OBJECTIVE:
Render the material again word for word, skipping the pictures in it.

━━━

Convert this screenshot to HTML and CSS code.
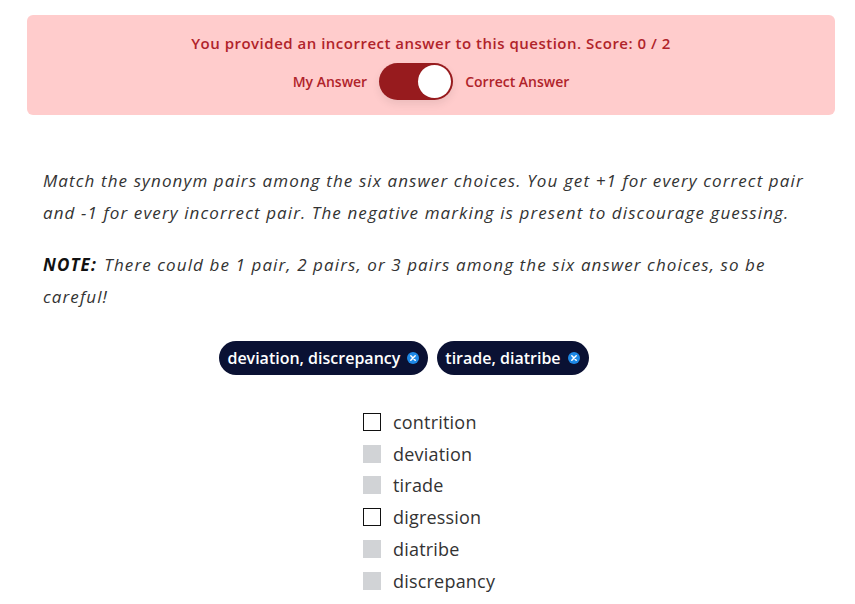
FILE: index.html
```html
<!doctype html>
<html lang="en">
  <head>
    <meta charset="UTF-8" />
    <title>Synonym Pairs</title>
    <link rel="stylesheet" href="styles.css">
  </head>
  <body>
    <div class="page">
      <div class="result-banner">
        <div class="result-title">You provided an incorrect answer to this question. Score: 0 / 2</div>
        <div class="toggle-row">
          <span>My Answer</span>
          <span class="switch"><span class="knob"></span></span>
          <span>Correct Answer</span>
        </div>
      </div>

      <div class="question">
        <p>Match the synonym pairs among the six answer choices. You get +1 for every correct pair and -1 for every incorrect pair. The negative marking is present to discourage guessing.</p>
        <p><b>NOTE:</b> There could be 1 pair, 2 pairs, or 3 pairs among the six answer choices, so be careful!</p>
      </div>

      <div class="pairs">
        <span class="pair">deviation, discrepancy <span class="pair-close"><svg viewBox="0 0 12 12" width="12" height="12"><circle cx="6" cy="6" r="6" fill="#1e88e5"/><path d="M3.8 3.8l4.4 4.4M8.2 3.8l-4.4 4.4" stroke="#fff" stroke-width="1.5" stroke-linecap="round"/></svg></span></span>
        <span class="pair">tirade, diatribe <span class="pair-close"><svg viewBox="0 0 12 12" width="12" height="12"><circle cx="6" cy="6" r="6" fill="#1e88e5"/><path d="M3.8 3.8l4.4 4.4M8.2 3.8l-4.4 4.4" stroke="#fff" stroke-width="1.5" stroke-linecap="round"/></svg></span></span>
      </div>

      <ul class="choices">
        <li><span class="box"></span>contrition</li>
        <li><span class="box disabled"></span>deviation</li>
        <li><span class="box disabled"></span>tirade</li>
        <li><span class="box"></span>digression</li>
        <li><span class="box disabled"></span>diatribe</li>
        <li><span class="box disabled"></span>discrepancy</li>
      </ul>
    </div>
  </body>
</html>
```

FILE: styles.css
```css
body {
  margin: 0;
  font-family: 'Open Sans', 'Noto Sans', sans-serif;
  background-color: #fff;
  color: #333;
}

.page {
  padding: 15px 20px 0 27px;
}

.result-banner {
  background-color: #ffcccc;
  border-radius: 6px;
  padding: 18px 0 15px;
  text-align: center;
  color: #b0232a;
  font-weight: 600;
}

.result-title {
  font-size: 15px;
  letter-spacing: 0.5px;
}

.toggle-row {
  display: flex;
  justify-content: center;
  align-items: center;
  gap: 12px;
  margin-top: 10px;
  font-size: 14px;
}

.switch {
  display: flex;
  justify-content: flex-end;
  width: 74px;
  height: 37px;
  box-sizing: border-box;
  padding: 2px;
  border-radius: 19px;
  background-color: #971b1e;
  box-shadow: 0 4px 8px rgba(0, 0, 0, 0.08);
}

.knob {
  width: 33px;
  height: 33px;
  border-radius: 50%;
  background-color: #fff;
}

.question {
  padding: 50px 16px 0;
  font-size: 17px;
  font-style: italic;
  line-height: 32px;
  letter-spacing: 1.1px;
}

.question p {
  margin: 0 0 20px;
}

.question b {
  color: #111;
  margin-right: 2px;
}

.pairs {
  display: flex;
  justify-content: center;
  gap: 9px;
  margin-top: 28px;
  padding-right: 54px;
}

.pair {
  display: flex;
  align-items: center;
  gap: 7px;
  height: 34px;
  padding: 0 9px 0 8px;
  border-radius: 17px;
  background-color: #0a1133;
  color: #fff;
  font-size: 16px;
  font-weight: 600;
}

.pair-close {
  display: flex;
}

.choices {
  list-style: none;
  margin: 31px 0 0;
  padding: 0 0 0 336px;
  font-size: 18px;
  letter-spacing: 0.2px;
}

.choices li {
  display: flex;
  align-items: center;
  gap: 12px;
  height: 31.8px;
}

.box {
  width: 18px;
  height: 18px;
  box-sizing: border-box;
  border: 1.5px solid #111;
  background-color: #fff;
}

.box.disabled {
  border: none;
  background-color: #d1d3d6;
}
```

━━━

EXERCISE OUTPUT:
Convert this screenshot to HTML and CSS code.
FILE: index.html
```html
<!doctype html>
<html lang="en">
  <head>
    <meta charset="UTF-8" />
    <title>Synonym Pairs</title>
    <link rel="stylesheet" href="styles.css">
  </head>
  <body>
    <div class="page">
      <div class="result-banner">
        <div class="result-title">You provided an incorrect answer to this question. Score: 0 / 2</div>
        <div class="toggle-row">
          <span>My Answer</span>
          <span class="switch"><span class="knob"></span></span>
          <span>Correct Answer</span>
        </div>
      </div>

      <div class="question">
        <p>Match the synonym pairs among the six answer choices. You get +1 for every correct pair and -1 for every incorrect pair. The negative marking is present to discourage guessing.</p>
        <p><b>NOTE:</b> There could be 1 pair, 2 pairs, or 3 pairs among the six answer choices, so be careful!</p>
      </div>

      <div class="pairs">
        <span class="pair">deviation, discrepancy <span class="pair-close"><svg viewBox="0 0 12 12" width="12" height="12"><circle cx="6" cy="6" r="6" fill="#1e88e5"/><path d="M3.8 3.8l4.4 4.4M8.2 3.8l-4.4 4.4" stroke="#fff" stroke-width="1.5" stroke-linecap="round"/></svg></span></span>
        <span class="pair">tirade, diatribe <span class="pair-close"><svg viewBox="0 0 12 12" width="12" height="12"><circle cx="6" cy="6" r="6" fill="#1e88e5"/><path d="M3.8 3.8l4.4 4.4M8.2 3.8l-4.4 4.4" stroke="#fff" stroke-width="1.5" stroke-linecap="round"/></svg></span></span>
      </div>

      <ul class="choices">
        <li><span class="box"></span>contrition</li>
        <li><span class="box disabled"></span>deviation</li>
        <li><span class="box disabled"></span>tirade</li>
        <li><span class="box"></span>digression</li>
        <li><span class="box disabled"></span>diatribe</li>
        <li><span class="box disabled"></span>discrepancy</li>
      </ul>
    </div>
  </body>
</html>
```

FILE: styles.css
```css
body {
  margin: 0;
  font-family: 'Open Sans', 'Noto Sans', sans-serif;
  background-color: #fff;
  color: #333;
}

.page {
  padding: 15px 20px 0 27px;
}

.result-banner {
  background-color: #ffcccc;
  border-radius: 6px;
  padding: 18px 0 15px;
  text-align: center;
  color: #b0232a;
  font-weight: 600;
}

.result-title {
  font-size: 15px;
  letter-spacing: 0.5px;
}

.toggle-row {
  display: flex;
  justify-content: center;
  align-items: center;
  gap: 12px;
  margin-top: 10px;
  font-size: 14px;
}

.switch {
  display: flex;
  justify-content: flex-end;
  width: 74px;
  height: 37px;
  box-sizing: border-box;
  padding: 2px;
  border-radius: 19px;
  background-color: #971b1e;
  box-shadow: 0 4px 8px rgba(0, 0, 0, 0.08);
}

.knob {
  width: 33px;
  height: 33px;
  border-radius: 50%;
  background-color: #fff;
}

.question {
  padding: 50px 16px 0;
  font-size: 17px;
  font-style: italic;
  line-height: 32px;
  letter-spacing: 1.1px;
}

.question p {
  margin: 0 0 20px;
}

.question b {
  color: #111;
  margin-right: 2px;
}

.pairs {
  display: flex;
  justify-content: center;
  gap: 9px;
  margin-top: 28px;
  padding-right: 54px;
}

.pair {
  display: flex;
  align-items: center;
  gap: 7px;
  height: 34px;
  padding: 0 9px 0 8px;
  border-radius: 17px;
  background-color: #0a1133;
  color: #fff;
  font-size: 16px;
  font-weight: 600;
}

.pair-close {
  display: flex;
}

.choices {
  list-style: none;
  margin: 31px 0 0;
  padding: 0 0 0 336px;
  font-size: 18px;
  letter-spacing: 0.2px;
}

.choices li {
  display: flex;
  align-items: center;
  gap: 12px;
  height: 31.8px;
}

.box {
  width: 18px;
  height: 18px;
  box-sizing: border-box;
  border: 1.5px solid #111;
  background-color: #fff;
}

.box.disabled {
  border: none;
  background-color: #d1d3d6;
}
```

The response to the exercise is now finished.